# Pike



## juggerman (Jun 12, 2012)

Where are some good places to catch Pike in Ohio? And what are some good lures to use?When I fished for them on lake of the woods in Minnesota, we just used spoons 

Sent from my SAMSUNG-SM-G890A using Tapatalk


----------



## Capt. Crude (Nov 2, 2012)

Most tributaries in Ohio in the north part of the state will have pike. You have to get out and search.. Most pike I have caught are when I have been targeting bass.. spinnerbaits, chatterbaits, jerkbaits, jigs, etc.


----------



## Dave_E (Apr 6, 2004)

Cuyahoga river is loaded with them.


----------



## hailtothethief (Jan 18, 2017)

USually the grassy parts of the river hold pike.


----------



## Snakecharmer (Apr 9, 2008)

East Harbor and Mosquito.


----------



## the_waterwolf (Feb 8, 2013)

All of the tributaries along lake erie have pike, some more than others. You have to target them to find them.


----------



## PIKEMAN (Apr 14, 2004)

Juggerman,

If you like to fish rivers, then try the Cuyahoga or the Tuscarawas; both are have good numbers of pike along with good sized fish. While it's not like fishing a Canadian fly-in fishing lake, you can still get into fish up to 30" on a regular basis once you figure out the patterns. Fish up to 36" can still be had now and again, and there is an outside chance of getting into a pike up to 40". The state record pike 45", 22.8 lbs pike was caught in McKarns Lake in NW Ohio. I know of at least one bigger one caught out of the Tuscarawas, and I've heard of several over 45" coming out of the Cuyahoga.

If you prefer lake fishing, Mosquito Lake & West Branch Reservoir would be my suggestion.

Spoons will catch pike just fine in Ohio. My personal favorite is the Williams Wabler W70 in solid gold color. Another sure-fire bait for Ohio pike is a Rapala husky jerk HJ14 in blue and silver. The above suggestion for just fishing a bass spinnerbait is also rock solid; pike love these and they are relatively snag free which is helpful when fishing around log jams which are great river spots for pike.

Good luck!

Dave


----------



## UNCLEMIKE (Jul 23, 2014)

Never fished for pike. Is a leader needed due to their teeth? What pound test is recommended?


----------



## PIKEMAN (Apr 14, 2004)

I personally always use a leader. A titanium leader in 30# ~ 50# strength and 8" ~ 10" length is ideal. For line, I like to use 30# Power Pro when river fishing as you tend to get a lot of snags, and 30# line will pull up most of them. My baitcasters are normally rigged with 80#. This is overkill for pike, but I use the same gear for musky fishing and the pike don't seem to mind the heavy line.

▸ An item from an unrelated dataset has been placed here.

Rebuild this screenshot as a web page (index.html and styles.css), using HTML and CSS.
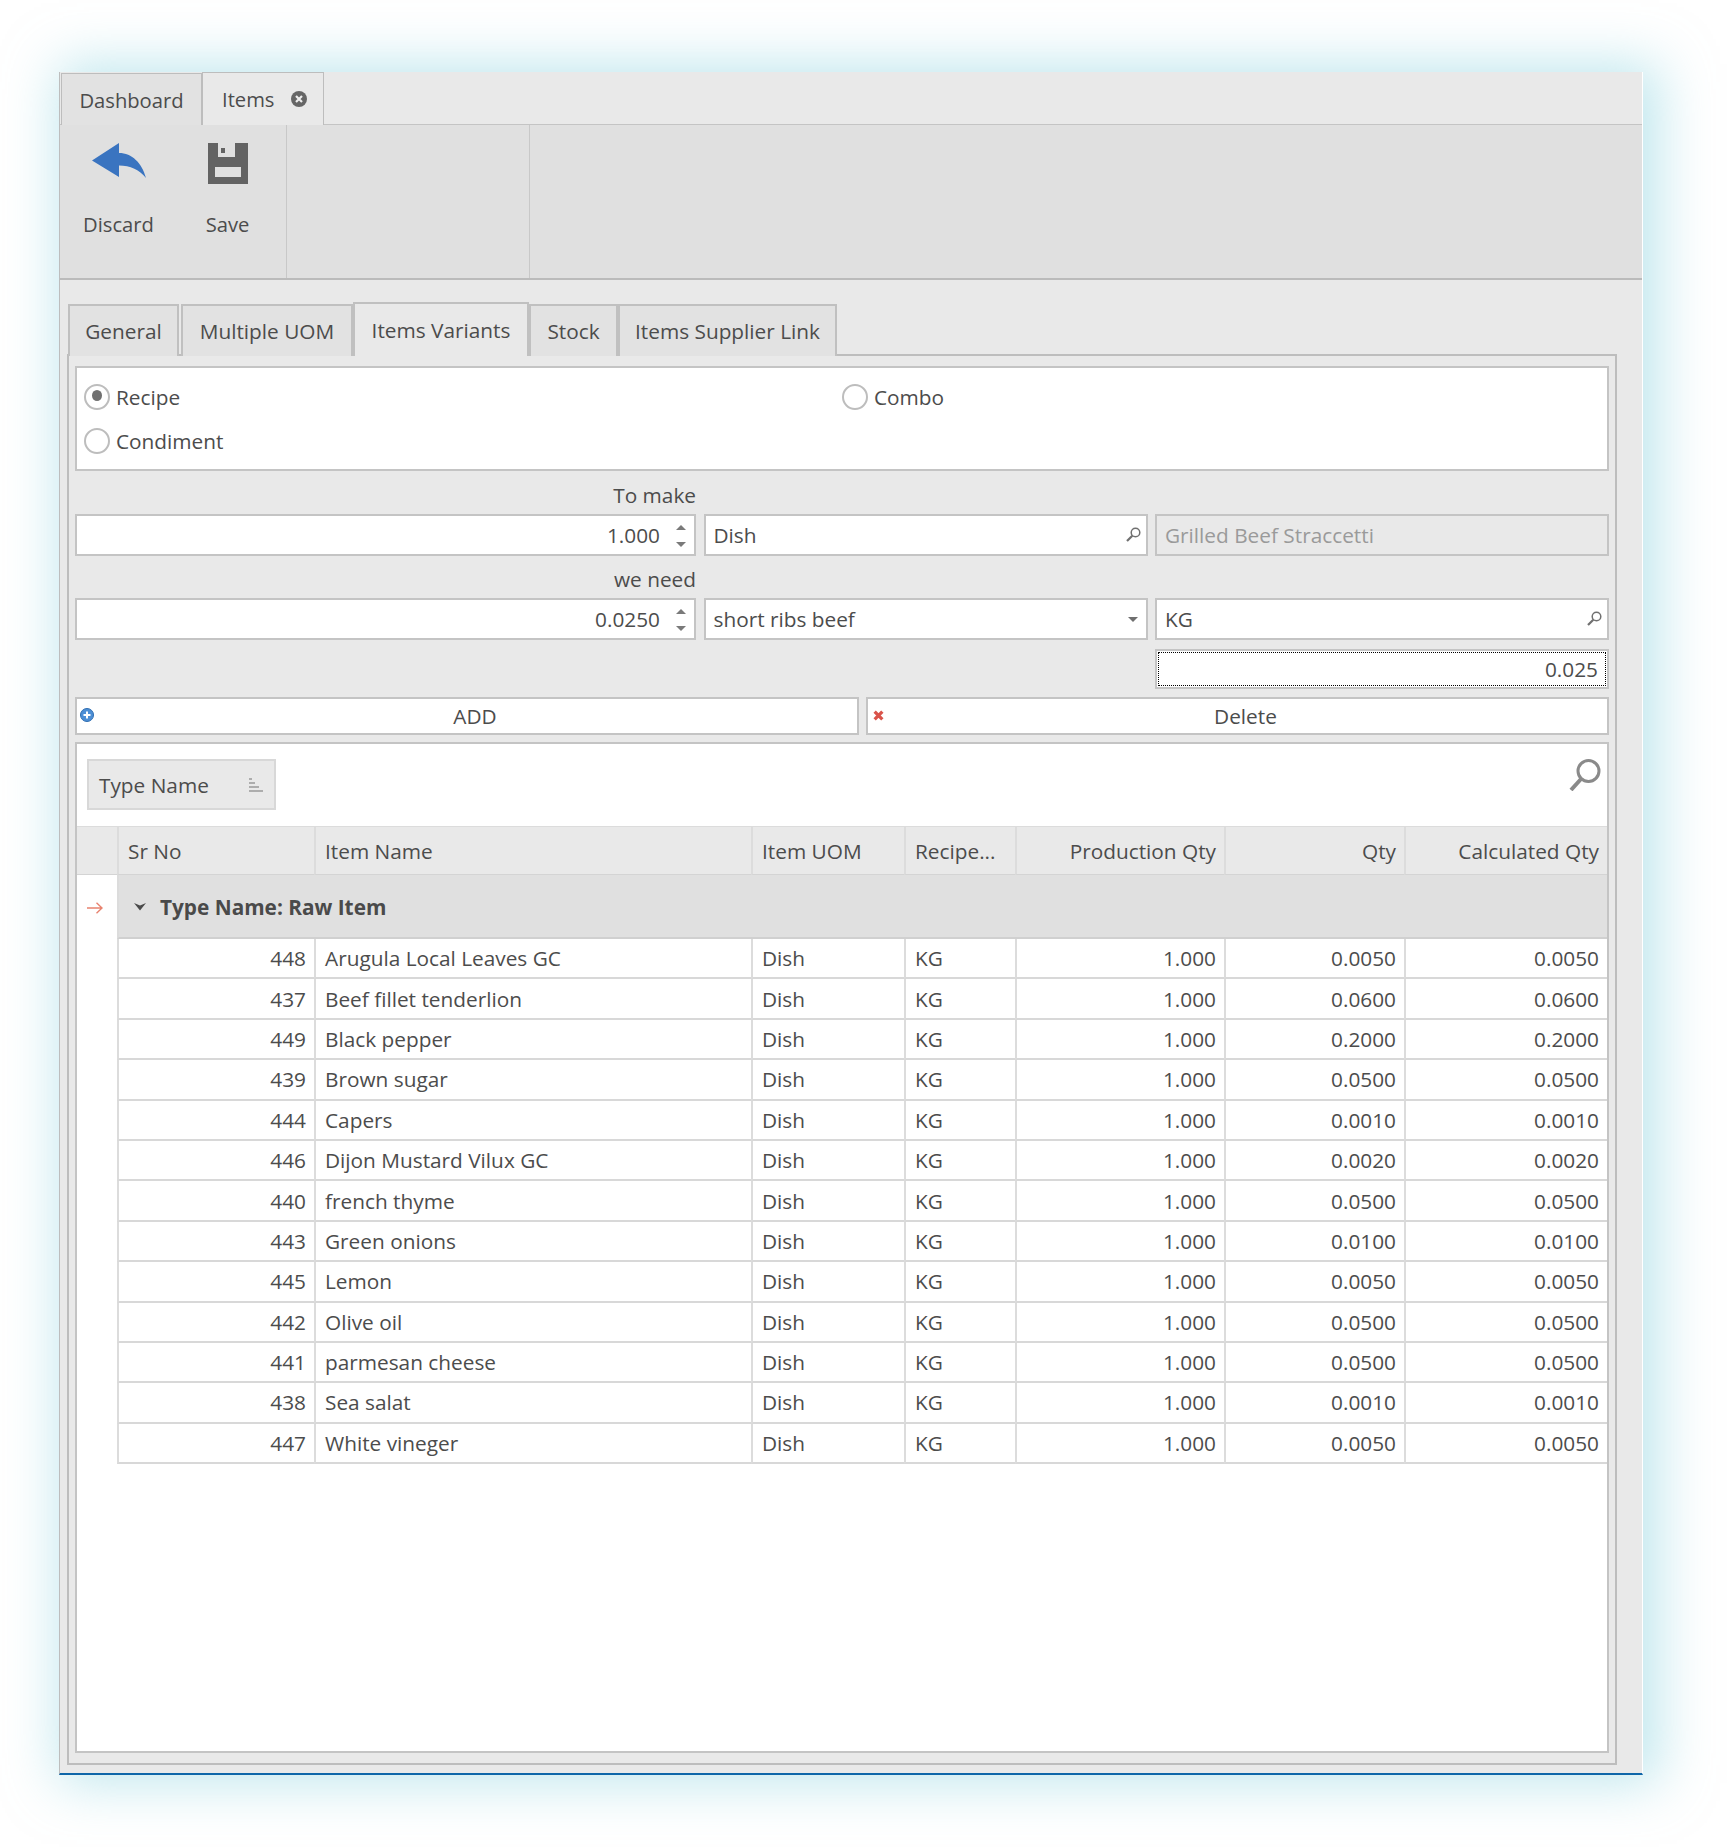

There are some very good local pike fisherman that I know that do not use a leader and believe that this gives them better results when fishing a bait like the Rapala Husky Jerk. This is because the leader throws off the weight of the lure and pulls the nose down.


----------



## trekker (Feb 18, 2013)

Was listening to a podcast the other day featuring a Pike guide out of Connecticut. Said he uses 80 fluorocarbon. I had 80 get bit off so Im all steel now.


----------



## Capt. Crude (Nov 2, 2012)

First fish Ohio of 2019.. right around 33".. released to make someone else's day down the road..


----------



## Capt. Crude (Nov 2, 2012)

For pike fishing in Ohio... all you need is 20-30# surflon leaders.. they are steel leaders coated with nylon... I make my own..


----------



## Capt. Crude (Nov 2, 2012)

this stuff works.. I like crimps better than knots... had knots fail..


----------



## Earthworms (Dec 15, 2014)

I caught pike 10 minutes from Hoover, caught 2 today.


----------



## Capt. Crude (Nov 2, 2012)

Very important!! If you are targeting pike in Ohio, be prepared! Carry jaw spreaders, pliers, proper wire leaders and remember to catch and release!! Pike are rare in Ohio with literally no protection or possession limits...


----------



## Capt. Crude (Nov 2, 2012)

2nd fish ohio pike of 2019... woo wooo.. aggressive lures are working friends.. another 33" or so.


----------